═════ Data

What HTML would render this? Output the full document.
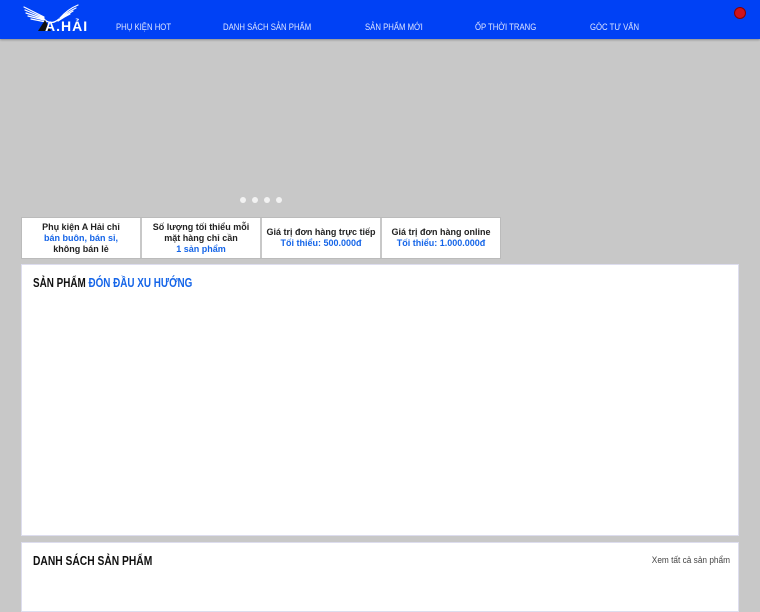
<!DOCTYPE html>
<html><head><meta charset="utf-8"><style>
*{margin:0;padding:0;box-sizing:border-box}
body{width:760px;height:600px;overflow:hidden;background:#c8c8c8;font-family:"Liberation Sans",Arial,sans-serif}
.hdr{position:absolute;left:0;top:0;width:760px;height:39px;background:#0041f5;box-shadow:0 1px 2px rgba(0,0,0,.3)}
.nav{position:absolute;top:22px;font-size:9px;color:#dfe6ff;white-space:nowrap;transform:scaleX(.86);transform-origin:left}
.dot{position:absolute;top:197px;width:6px;height:6px;border-radius:50%;background:#f2f2f2}
.feat{position:absolute;top:217px;left:21px;display:flex;background:#fff;border:1px solid #bbb}
.feat div{width:120px;height:40px;border-right:2px solid #c8c8c8;display:flex;flex-direction:column;justify-content:center;align-items:center;font-size:9px;font-weight:bold;line-height:11px;text-align:center;color:#222}
.feat div:last-child{border-right:none;width:118px}
.b{color:#1565e8}
.sec{position:absolute;left:21px;width:718px;background:#fff;border:1px solid #dde}
h2{position:absolute;left:11px;font-size:13px;font-weight:bold;color:#111;white-space:nowrap;transform-origin:left}
</style></head><body>
<div class="hdr">
<svg style="position:absolute;left:20px;top:3px" width="75" height="32" viewBox="0 0 75 32">
<g stroke="#fff" stroke-width="1.2" fill="none" stroke-linecap="round">
<path d="M4 4 L24 14 M5 7 L24 15 M6 10 L24 16 M8 13 L24 17 M11 16 L26 19"/>
<path d="M58 2 Q48 6 40 15 M56 5 Q47 9 40 16 M53 8 Q46 12 39 17 M50 11 Q44 14 38 18"/>
<path d="M24 16 Q31 23 39 16"/>
</g>
<path d="M18 28 L25 17 L31 28 Z" fill="#111"/>
<text x="25" y="28" fill="#fff" font-family="Liberation Sans" font-weight="bold" font-size="14" letter-spacing="1">A.HẢI</text>
</svg>
<span class="nav" style="left:116px">PHỤ KIỆN HOT</span>
<span class="nav" style="left:223px">DANH SÁCH SẢN PHẨM</span>
<span class="nav" style="left:365px">SẢN PHẨM MỚI</span>
<span class="nav" style="left:475px">ỐP THỜI TRANG</span>
<span class="nav" style="left:590px">GÓC TƯ VẤN</span>
<div style="position:absolute;left:734px;top:7px;width:12px;height:12px;border-radius:50%;background:#d0121b;border:1px solid #800"></div>
</div>
<div class="dot" style="left:240px"></div><div class="dot" style="left:252px"></div><div class="dot" style="left:264px"></div><div class="dot" style="left:276px"></div>
<div class="feat">
<div><span>Phụ kiện A Hải chỉ</span><span class="b">bán buôn, bán sỉ,</span><span>không bán lẻ</span></div>
<div><span>Số lượng tối thiểu mỗi</span><span>mặt hàng chỉ cần</span><span class="b">1 sản phẩm</span></div>
<div><span>Giá trị đơn hàng trực tiếp</span><span class="b">Tối thiểu: 500.000đ</span></div>
<div><span>Giá trị đơn hàng online</span><span class="b">Tối thiểu: 1.000.000đ</span></div>
</div>
<div class="sec" style="top:264px;height:272px"><h2 style="top:10px;transform:scaleX(.76)">SẢN PHẨM <span class="b">ĐÓN ĐẦU XU HƯỚNG</span></h2></div>
<div class="sec" style="top:542px;height:70px"><h2 style="top:10px;transform:scaleX(.79)">DANH SÁCH SẢN PHẨM</h2>
<span style="position:absolute;right:8px;top:12px;font-size:9px;color:#444;transform:scaleX(.92);transform-origin:right">Xem tất cả sản phẩm</span></div>
</body></html>
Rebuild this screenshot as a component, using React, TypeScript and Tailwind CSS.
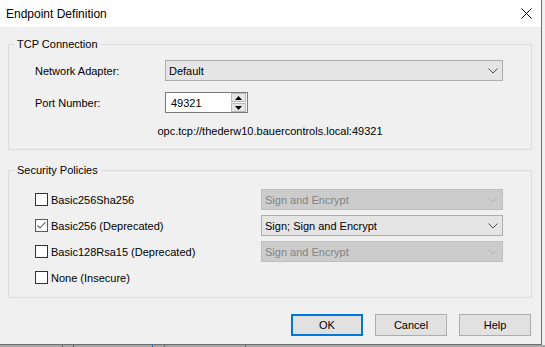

══════════

> The problem:
Find the lines above that include the string "this" and copy them.

> Reply:
What HTML would render this? Output the full document.
Rebuild this screenshot as a component, using React, TypeScript and Tailwind CSS.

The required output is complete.